Joel Laviolette & Rattletree Marimba keeping Austin weird

Joy Cover

Honestly, I don’t think we do enough to make Austin weird around here. We cover tons of local shows and artists all the time, but…weird? And not weird in the Zorch-is-so-weird-they’re-awesome-this-is-really-hip, but more weird in the wtf-is-going-on-here mode. Well, today is weird. Check out Austin’s Joel Laviolette & Rattletree Marimba.

First, a little background information. Marimbas are like big xylophones. You hit them with mallets, but they have a broader range than xylophones thanks to being somewhat bigger. Their origin can be traced back to pre-Columbian times in West and Central Africa, a region whose music prominently features marimbas. By the 1600’s, they had migrated to the Caribbean, where they eventually became a staple of Central American musical styles. The marimba is strongly associated with Guatemala, but has been featured in both classical and popular music of the 20th century. For example, enjoy The Rolling Stones’ “Under My Thumb” or the intro to “Mamma Mia” by ABBA, or even this crazy live version of “The Nurse” by the White Stripes, where Jack White proves he a God among mortals.

To this illustrious list, we can now add Joel Laviolette & Rattletree Marimba. Joel had the idea to combine this ancient African musical instrument with modern electronics. He and his team built their own (sometimes giant) marimbas that they then rigged to be able to produce all kinds of crazy sounds. I’m not going to go so far as to say it’s marimbas-meets-electronica like some of their press materials. But Laviolette is able to coax some crazy sounds out of his instruments.

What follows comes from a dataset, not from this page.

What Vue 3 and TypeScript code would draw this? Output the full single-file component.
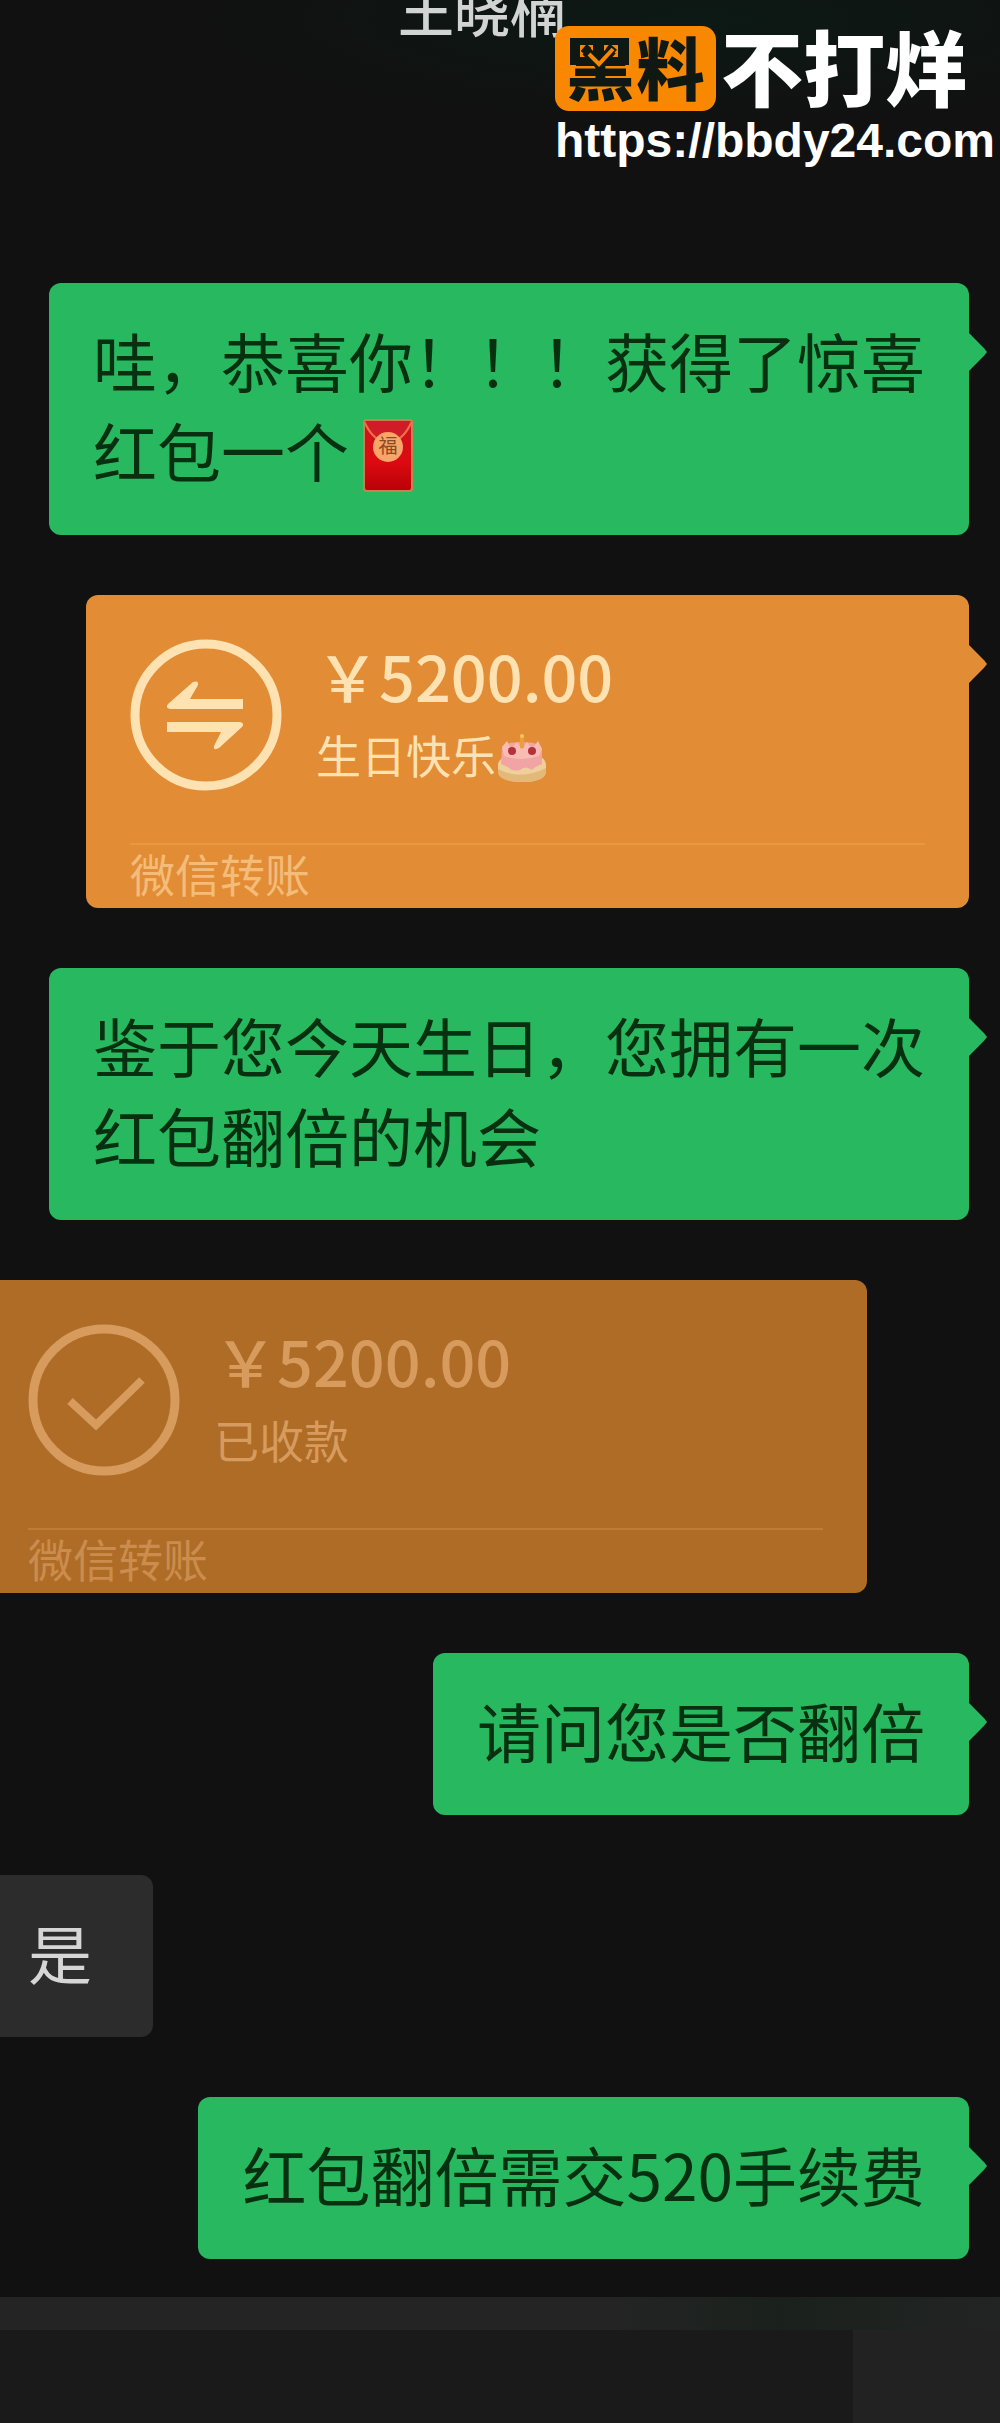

The wild thing about the five-song Joy EP, which Laviolette will be releasing at a Halloween show tomorrow night at the Sahara Lounge, is that every sound on it is produced by one drum kit and a wall of marimbas. When you’re enjoying their cover of Joanna Newsom’s “En Gallop,” with its twinkling effects dipping in and out of the mix, it’s hard to believe that these sounds can be coming from a marimba. On all the tracks, there’s usually at least three different melodic parts going on, and they are all completely distinct thanks to the generous amounts of effects thrown through the marimbas. Sometimes nothing on the track sounds like a marimba at all.

This is most immediately enjoyable on the cover of “You Spin Me Round (Like a Record),” which was already a plunky song to begin with. It feels so natural for this marimba band to be covering, and they are able to rock it out.

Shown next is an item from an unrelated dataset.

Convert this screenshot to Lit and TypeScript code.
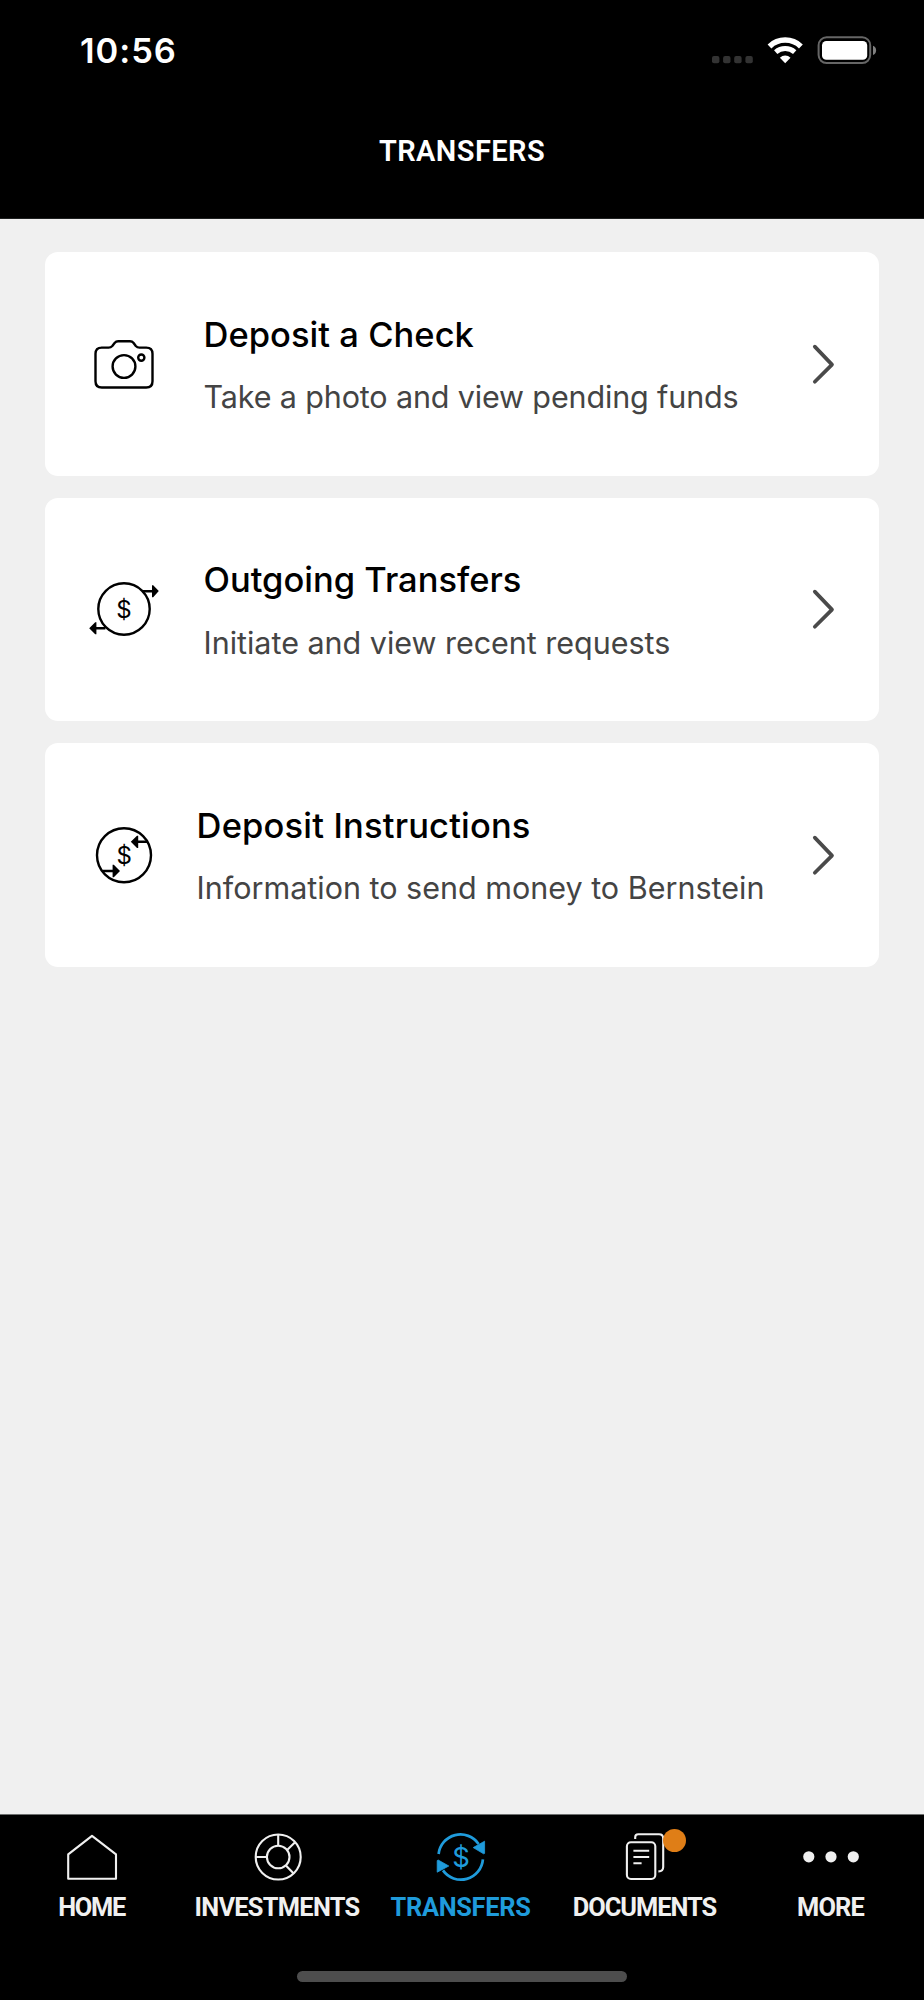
import { LitElement, html, svg, css } from "lit";
import { customElement, property } from "lit/decorators.js";
import { classMap } from "lit/directives/class-map.js";
import { styleMap } from "lit/directives/style-map.js";

interface TransferOption {
  title: string;
  titleSpacing: number;
  detail: string;
  detailSpacing: number;
  icon: unknown;
  narrowGap?: boolean;
}

interface Tab {
  label: string;
  spacing: number;
  icon: unknown;
  active?: boolean;
  badge?: boolean;
}

const spacing = (px: number) => styleMap({ "letter-spacing": `${px}px` });

/* Card icons: 72x72 box centred on (36, 36). */
const cameraIcon = svg`
  <g fill="none" stroke="#000" stroke-width="2.4" stroke-linejoin="round">
    <path d="M13.5 19.6H20.6C22.3 19.6 23.2 19.2 24.3 18L26.6 15C27.6 13.8 28.6 13.3 30.2 13.3H42C43.6 13.3 44.6 13.8 45.6 15L47.8 18C48.9 19.2 49.8 19.6 51.5 19.6H58.2C62.2 19.6 64.5 21.9 64.5 25.8V53.2C64.5 57.2 62.2 59.5 58.2 59.5H13.8C9.8 59.5 7.5 57.2 7.5 53.2V25.8C7.5 21.9 9.8 19.6 13.8 19.6Z"/>
    <circle cx="36" cy="38.5" r="11.4"/>
    <circle cx="53.3" cy="29.6" r="3.1"/>
  </g>`;

const outgoingIcon = svg`
  <circle cx="36" cy="36" r="25.7" fill="none" stroke="#000" stroke-width="2.4"/>
  <path d="M54.6 18.2H65M17.4 55.2H7" stroke="#000" stroke-width="2.4"/>
  <path d="M64 12.2H65.2L70.8 18L65.2 24.2H64ZM8.4 49.2H7.2L1.2 55.2L7.2 61.2H8.4Z"/>
  <text class="dollar" x="36" y="44.5">$</text>`;

const instructionsIcon = svg`
  <circle cx="36" cy="36.2" r="27" fill="none" stroke="#000" stroke-width="2.4"/>
  <path d="M59.8 22.8H49M14.2 52H25" stroke="#000" stroke-width="2.4"/>
  <path d="M50.2 16.8H49L42.8 22.8L49 29H50.2ZM24.6 45.8H25.8L32 52L25.8 58.2H24.6Z"/>
  <text class="dollar" x="36.3" y="45">$</text>`;

/* Tab icons: 60x60 box centred on (30, 30). */
const homeIcon = svg`
  <path d="M30 8.8L54 27.4V51.7H6.2V27.4Z" fill="none" stroke="currentColor" stroke-width="2.1" stroke-linejoin="round"/>`;

const investmentsIcon = svg`
  <g fill="none" stroke="currentColor" stroke-width="2.1">
    <circle cx="31.2" cy="30" r="22.5"/>
    <circle cx="31.2" cy="30" r="11.3"/>
    <path d="M31.2 7.5V18.7M8.7 30H19.9M40.1 23L47.8 15.6M38.9 38.4L46.4 46.2"/>
  </g>`;

const transfersIcon = svg`
  <g fill="none" stroke="currentColor" stroke-width="2.7">
    <path d="M7.6 27A22 22 0 0 1 47.6 17"/>
    <path d="M51.9 32.4A22 22 0 0 1 12 43.4"/>
  </g>
  <path d="M42.2 20.6L53.6 14.2V26.4L52.6 26.8ZM17.8 39L6.2 45.2V33.6L7.2 33Z" fill="currentColor" stroke="currentColor" stroke-width="0.8" stroke-linejoin="round"/>
  <text class="dollar" x="30" y="39.8" fill="currentColor">$</text>`;

const documentsIcon = svg`
  <g fill="none" stroke="currentColor" stroke-width="2.1">
    <rect x="11.9" y="15.2" width="28.4" height="36.8" rx="4"/>
    <path d="M20.2 12V10.3Q20.2 7.3 23.2 7.3H44Q48.2 7.3 48.2 11.5V40Q48.2 44.4 43.6 44.4H43.4"/>
    <path d="M18.4 23.7H34.2M18.4 30H34.2M18.4 36.2H26.6"/>
  </g>`;

const moreIcon = svg`
  <g fill="currentColor">
    <circle cx="7.8" cy="29.8" r="5.6"/>
    <circle cx="30" cy="29.8" r="5.6"/>
    <circle cx="52.3" cy="29.8" r="5.6"/>
  </g>`;

@customElement("status-bar")
class StatusBar extends LitElement {
  static styles = css`
    :host {
      display: flex;
      justify-content: space-between;
      padding: 29.5px 47px 0 80px;
      height: 72.5px;
      color: #fff;
    }
    .time {
      font: 600 34.5px/42px Inter, sans-serif;
      letter-spacing: 0.95px;
    }
    svg { display: block; margin-top: 2.5px; }
  `;
  render() {
    return html`
      <span class="time">10:56</span>
      <svg width="166" height="36" viewBox="711 32 166 36">
        <g fill="#333">
          ${[712, 723.1, 734.2, 745.4].map(x => svg`<rect x=${x} y="56" width="7.4" height="7.3" rx="2"/>`)}
        </g>
        <g fill="none" stroke="#fff">
          <path d="M769.5 46.4A22.7 22.7 0 0 1 800.9 46.4" stroke-width="5.5"/>
          <path d="M775.7 52.1A14.4 14.4 0 0 1 794.7 52.1" stroke-width="5"/>
        </g>
        <path d="M779.9 57.7A7.8 7.8 0 0 1 790.5 57.7L785.2 63.3Z" fill="#fff"/>
        <rect x="818.6" y="37.3" width="51.6" height="25.8" rx="8" fill="none" stroke="#666" stroke-width="2"/>
        <rect x="822" y="41" width="45.2" height="18.8" rx="4.4" fill="#fff"/>
        <path d="M873 45.8Q876.1 47 876.1 50.4T873 55Z" fill="#808080"/>
      </svg>`;
  }
}

@customElement("option-card")
class OptionCard extends LitElement {
  @property({ attribute: false }) option!: TransferOption;

  static styles = css`
    :host {
      display: flex;
      align-items: center;
      box-sizing: border-box;
      height: 223.6px;
      padding: 0 32px 0 43px;
      border-radius: 13px;
      background: #fff;
      font-family: Inter, sans-serif;
    }
    .icon { flex: none; display: block; }
    .dollar {
      font: 400 24px Inter, sans-serif;
      text-anchor: middle;
    }
    .text { flex: 1; padding-top: 2.2px; margin-left: 43.5px; white-space: nowrap; }
    .text.near { margin-left: 36.6px; }
    .title {
      font-size: 34.5px;
      font-weight: 500;
      line-height: 44px;
      color: #000;
    }
    .detail {
      margin-top: 20.5px;
      font-size: 30.5px;
      line-height: 40px;
      color: #444;
    }
    .chevron { flex: none; display: block; }
  `;
  render() {
    const o = this.option;
    return html`
      <svg class="icon" width="72" height="72" viewBox="0 0 72 72">${o.icon}</svg>
      <div class=${classMap({ text: true, near: !!o.narrowGap })}>
        <div class="title" style=${spacing(o.titleSpacing)}>${o.title}</div>
        <div class="detail" style=${spacing(o.detailSpacing)}>${o.detail}</div>
      </div>
      <svg class="chevron" width="36" height="44" viewBox="0 0 36 44">
        <path d="M3.8 4.6L21 22.6L3.8 39.8" fill="none" stroke="#4a4a4a" stroke-width="3.7" stroke-linecap="round" stroke-linejoin="round"/>
      </svg>`;
  }
}

@customElement("tab-bar")
class TabBar extends LitElement {
  @property({ attribute: false }) tabs: Tab[] = [];

  static styles = css`
    :host {
      display: flex;
      flex-direction: column;
      justify-content: space-between;
      align-items: stretch;
      box-sizing: border-box;
      height: 186px;
      padding: 12px 0 18px;
      border-top: 1px solid #6d6f6f;
      background: #000;
    }
    .tabs {
      display: grid;
      grid-template-columns: 185px 186px 181px 187px 185px;
      margin-left: -1px;
    }
    .tab {
      display: flex;
      flex-direction: column;
      align-items: center;
      color: #f0f0f0;
    }
    .tab.active { color: #1f9bdb; }
    .icon { position: relative; height: 60px; }
    .icon svg { display: block; }
    .badge {
      position: absolute;
      left: 48.4px;
      top: 2.4px;
      width: 23px;
      height: 23px;
      border-radius: 50%;
      background: #df7e17;
    }
    .dollar {
      font: 400 27.5px Inter, sans-serif;
      text-anchor: middle;
    }
    .label {
      margin-top: 4.8px;
      font: 700 25.4px/30px Roboto, sans-serif;
    }
    .indicator {
      align-self: center;
      width: 330px;
      height: 11px;
      border-radius: 6px;
      background: #4d4d4d;
    }
  `;
  render() {
    return html`
      <div class="tabs">
        ${this.tabs.map(t => html`
          <div class=${classMap({ tab: true, active: !!t.active })}>
            <div class="icon">
              <svg width="60" height="60" viewBox="0 0 60 60">${t.icon}</svg>
              ${t.badge ? html`<span class="badge"></span>` : null}
            </div>
            <span class="label" style=${spacing(t.spacing)}>${t.label}</span>
          </div>`)}
      </div>
      <div class="indicator"></div>`;
  }
}

@customElement("app-root")
class AppRoot extends LitElement {
  static styles = css`
    :host {
      display: flex;
      flex-direction: column;
      width: 924px;
      height: 2000px;
      background: #f0f0f0;
      overflow: hidden;
    }
    header {
      box-sizing: border-box;
      height: 219px;
      background: #000;
      border-bottom: 1px solid #1e2020;
    }
    status-bar { box-sizing: border-box; }
    h1 {
      margin: 60.6px 0 0;
      text-align: center;
      color: #fff;
      font: 600 29px/36px Roboto, sans-serif;
      letter-spacing: 0.43px;
    }
    main {
      flex: 1;
      display: flex;
      flex-direction: column;
      gap: 22px;
      padding: 33px 45px 0;
    }
  `;

  private options: TransferOption[] = [
    { title: "Deposit a Check", titleSpacing: 0.04, detail: "Take a photo and view pending funds", detailSpacing: -0.14, icon: cameraIcon },
    { title: "Outgoing Transfers", titleSpacing: 0, detail: "Initiate and view recent requests", detailSpacing: -0.02, icon: outgoingIcon },
    { title: "Deposit Instructions", titleSpacing: 0.17, detail: "Information to send money to Bernstein", detailSpacing: 0, icon: instructionsIcon, narrowGap: true },
  ];

  private tabs: Tab[] = [
    { label: "HOME", spacing: -1.3, icon: homeIcon },
    { label: "INVESTMENTS", spacing: -0.7, icon: investmentsIcon },
    { label: "TRANSFERS", spacing: -0.3, icon: transfersIcon, active: true },
    { label: "DOCUMENTS", spacing: -1.02, icon: documentsIcon, badge: true },
    { label: "MORE", spacing: -0.85, icon: moreIcon },
  ];

  render() {
    return html`
      <header>
        <status-bar></status-bar>
        <h1>TRANSFERS</h1>
      </header>
      <main>
        ${this.options.map(o => html`<option-card .option=${o}></option-card>`)}
      </main>
      <tab-bar .tabs=${this.tabs}></tab-bar>`;
  }
}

There are moments that don’t work as well sometimes, to be sure. Laviolette’s voice is somewhat limited in its range, which is only an issue on “En Gallop” and then only if you’ve heard the original. Newsom sets an impossibly high bar with her singing on that ballad, and it’s tough for Laviolette to approach that. However, on “You Spin Me Round,” it didn’t bother me at all – partially because the track is just such a blast. Additionally, at times it can feel a bit overproduced, but it’s a fucking electronic marimba record. Overproduction is basically a requirement.

Listening to Joy is often joyous. Mostly, though, it’s a reminder to me about how wonderfully bizarre and creative and funky and open this city can be sometimes. I’m glad we have someone here at the cutting edge of this narrow niche, producing music that is original and fun. Check out them out tomorrow night at the Sahara Lounge (their live show is supposedly spectacular) and then snag the CD as well.